Graph Problems
- Problems
- 1. Number of connected components in an undirected graph - LC 323 - Medium😎👏👏👏
- 2. Graph Valid Tree - LC 261 - Medium
- 3. Is Graph bipartite? - LC 785 - Medium
- 4. Possible Bipartition - LC 886 - Medium
- 5. Number of Islands - LC 200 - Medium
- 6. Critical Connections in a Network - LC 1192- Hard
- 7. Course Schedule - LC207 - Medium
- 8. Course Schedule II - LC 210 - Medium
- Solutions by type
- References:
Problems
1. Number of connected components in an undirected graph - LC 323 - Medium
Code
## DFS Version with Recursion
class Solution:
def countComponents(self, n: int, edges: List[List[int]]) -> int:
adjlist = [[] for _ in range(n)]
# Build Graph
for (src, dst) in edges:
adjlist[src].append(dst)
adjlist[dst].append(src)
visited = [-1] * n
# Write dfs or bfs search
def dfs(source):
visited[source] = 1
for neighbor in adjlist[source]:
if visited[neighbor] == -1:
dfs(neighbor)
# Outer loop to traverse all the vertices
components = 0
for v in range(n):
if visited[v] == -1:
components += 1
dfs(v)
return components
## BFS version with queue
class Solution:
def countComponents(self, n: int, edges: List[List[int]]) -> int:
adjlist = [[] for _ in range(n)]
visited = [-1] * n
components = 0
# Step 1: Build Graph
for (src, dst) in edges:
adjlist[src].append(dst)
adjlist[dst].append(src)
# Step 2: Write dfs or bfs search
def bfs(source):
visited[source] = 1
q = collections.deque([source])
while len(q):
node = q.popleft()
for neighbor in adjlist[node]:
if visited[neighbor] == -1:
visited[neighbor] = 1
q.append(neighbor)
# Step 3: Outer loop to traverse all the vertices
for v in range(n):
if visited[v] == -1:
components += 1
bfs(v)
return components
Points to Note
- Depending on the queue space vs stack space, we can choose BFS or DFS for this problem as time and space complexity are the same.
Complexity Analysis
- BFS and DFS roughly run in the same time complexity
Time Complexity: BFS:
-
One by one each vertex is pushed into the queue and popped from the queue. This HAS TO HAPPEN for every vertex whether in single or multiple bfs()
-
Time taken to push and pop a node to queue is constant. So across all nodes, if this is done, it takes O(N) time.
-
In the inside for loop, every time a node is popped out, we look at all the neighbors. The cost of looking up the adjacency list for each node for all neighbors is O(degree of node). This has to be done for every node in the graph.

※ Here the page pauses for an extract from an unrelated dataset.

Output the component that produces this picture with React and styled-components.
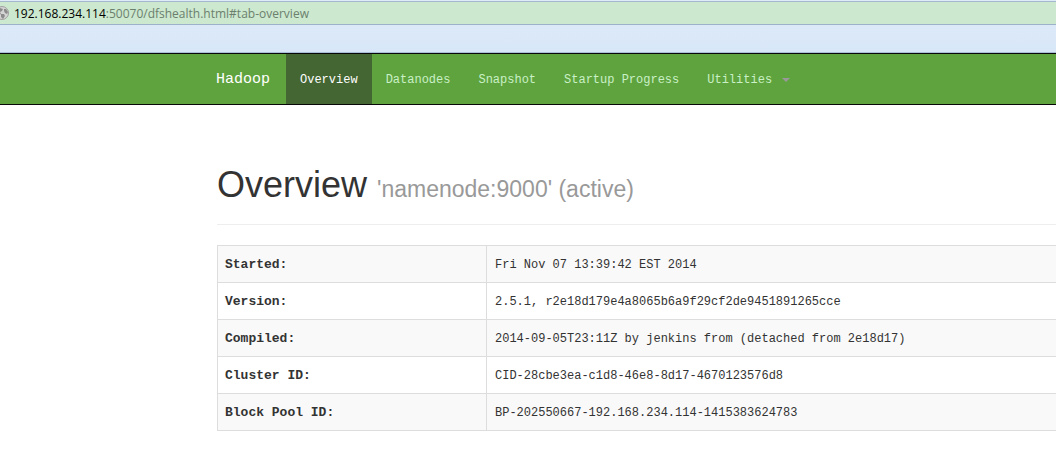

- Sum of all degrees of vertex in undirected graph = twice the edges (since it is undirected) = O(m)
-
Total cost = O(m + n) Since we do not know which one is bigger, we
leave here. Otherwise it is the max of m or n.
Space Compelexity:
- Adjlist has its own sace complexity. Every vertex in the array = O(n) and the list of neighbors = O(m) = O(m+n)
- The size of the queue = O(N) assuming worst case where source vertex is connected to all other vertices in the graph
- Total cost = O(m + n)
DFS: Time Complexity:
- Push and pop of vertices from stack (instead of queue) is constant. For n vertices it is O(n)
- The inner loop is looking up all the neighbors of a node in the adjacent list = O(m)
- Total cost is same as bfs = O(m + n)
Space Complexity:
- The call stack space can get at the maximum of O(n). This is the height of the tree at the max.
Coding Mistakes
2. Graph Valid Tree - LC 261 - Medium
Code
class Solution:
def validTree(self, n: int, edges: List[List[int]]) -> bool:
# Variables
component = 0
visited = [-1] * n
adjlist = [[] for _ in range(n)]
parent = [-1] * n
#build graph
for (src, dst) in edges:
adjlist[src].append(dst)
adjlist[dst].append(src)
# build bfs or dfs
def bfs(node):
q = deque([node])
visited[node] = 1
while len(q):
node = q.popleft()
for neighbor in adjlist[node]:
if visited[neighbor] == -1:
visited[neighbor] = 1
parent[neighbor] = node
q.append(neighbor)
else:
if neighbor != parent[node]:
#This means the neighbor's parent and node's parent are not the same. Hence there is cycle
return True
return False
# Loop through all the vertices
for v in range(n):
if visited[v] == -1:
component += 1
iscycle = bfs(v)
#Back track if there is more than one component because it cannot be a tree then
if component > 1 or iscycle:
return False
return True
Points to Note
- Tree is a connected graph with no cycles.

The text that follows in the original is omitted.